Independence supporters gather in George Square, Glasgow, in March 2017
Independence supporters gather in George Square, Glasgow, in March 2017

One thing the many contenders for the Tory leadership contest had in common was a determination to rule out a second independence referendum in Scotland.

Like Theresa May, still prime minister, they argued that the Scottish constitutional question had been settled in a democratic, and legal, ballot in 2014.

There has been nothing since to indicate that a majority of Scots regretted this decision and were lobbying for a re-run.

The final two candidates, Boris Johnson and Jeremy Hunt, have both vowed to safeguard the union. Johnson said voters were told they were making a once-in-a-generation choice less than five years ago and “we should stick to that promise”.

He did not go further and definitively rule out transferring the necessary powers to Scotland should he become PM, but that is nothing to raise Nationalist hopes.

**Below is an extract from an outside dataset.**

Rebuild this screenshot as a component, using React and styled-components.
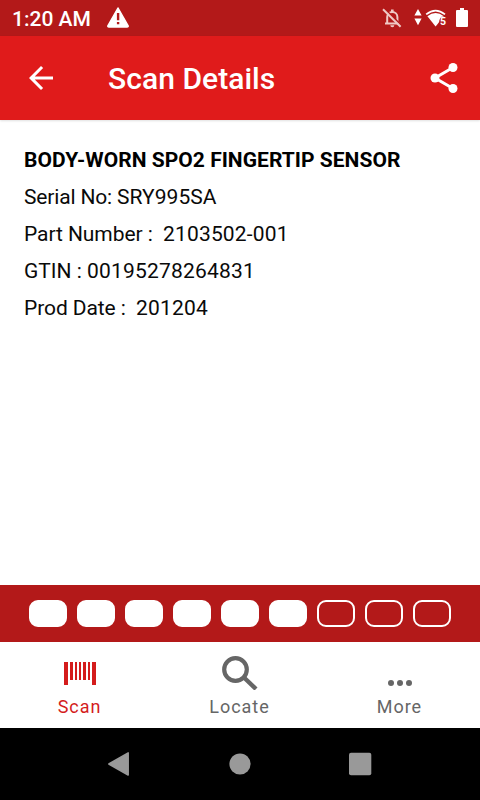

Hunt was unequivocal, saying at the leadership hustings in Perth last week: “I will engage fully, responsibly and generously on everything that helps Scotland move forward, but I will not engage with (Nicola Sturgeon) on the issue of independence, which will take Scotland backwards.”

So, whoever wins this race, the position of the UK Government is clear – the people of Scotland should not be forced into another divisive campaign over separation.

But these reassurances should not make Scottish Unionists sleep more easily, for senior secessionists have now issued a new threat – they will pursue independence without the formality of a plebiscite.

Angus MacNeil, the Western Isles MP, and Christopher McEleny, the SNP group leader of Inverclyde Council, have called for a Plan B if Westminster refuses a Section 30 order to enable a referendum.

They claim an SNP victory, either in Scottish elections, due to be held in 2021, or a general election, would be enough of a mandate for Scotland to begin proceedings to break away from the rest of the UK without the say so of the electorate.

MacNeil and McEleny have drawn up a resolution which they will present to their party’s conference in October.

Although Sturgeon has laid out a timetable for Indyref2, which she would like to see taking place in the second half of next year, she has never gone as far as advocating the extreme measure of UDI (unilateral declaration of independence).

Her attempts to fast-track the independence debate in the wake of Brexit, which Scotland opposed, have come to nothing, and she has been under pressure from activists to set a more aggressive agenda.

The fact that two of her colleagues have now done this on her behalf undermines her authority.

But that is the least of Scotland’s problems. McEleny said: “We need a way to ensure that the democratic mandate of Scotland is respected.”

This is a chilling phrase. Scots have grown accustomed to the Nationalists’ ploy of deliberately conflating Scottish interests with their own.

Sturgeon repeatedly insists she speaks for the people of Scotland when she spouts Nationalist propaganda.

Aggravating though this is for the majority of us in this country who don’t identify as separatists, it is politics and it is what we have come to expect from a shrill camp that has never come to terms with the defeat of its dream in 2014.

But MacNeil and McEleny go too far. Their blueprint empowers an SNP government to open negotiations with the UK even if the result of the next Scottish election mirrors that of 2016.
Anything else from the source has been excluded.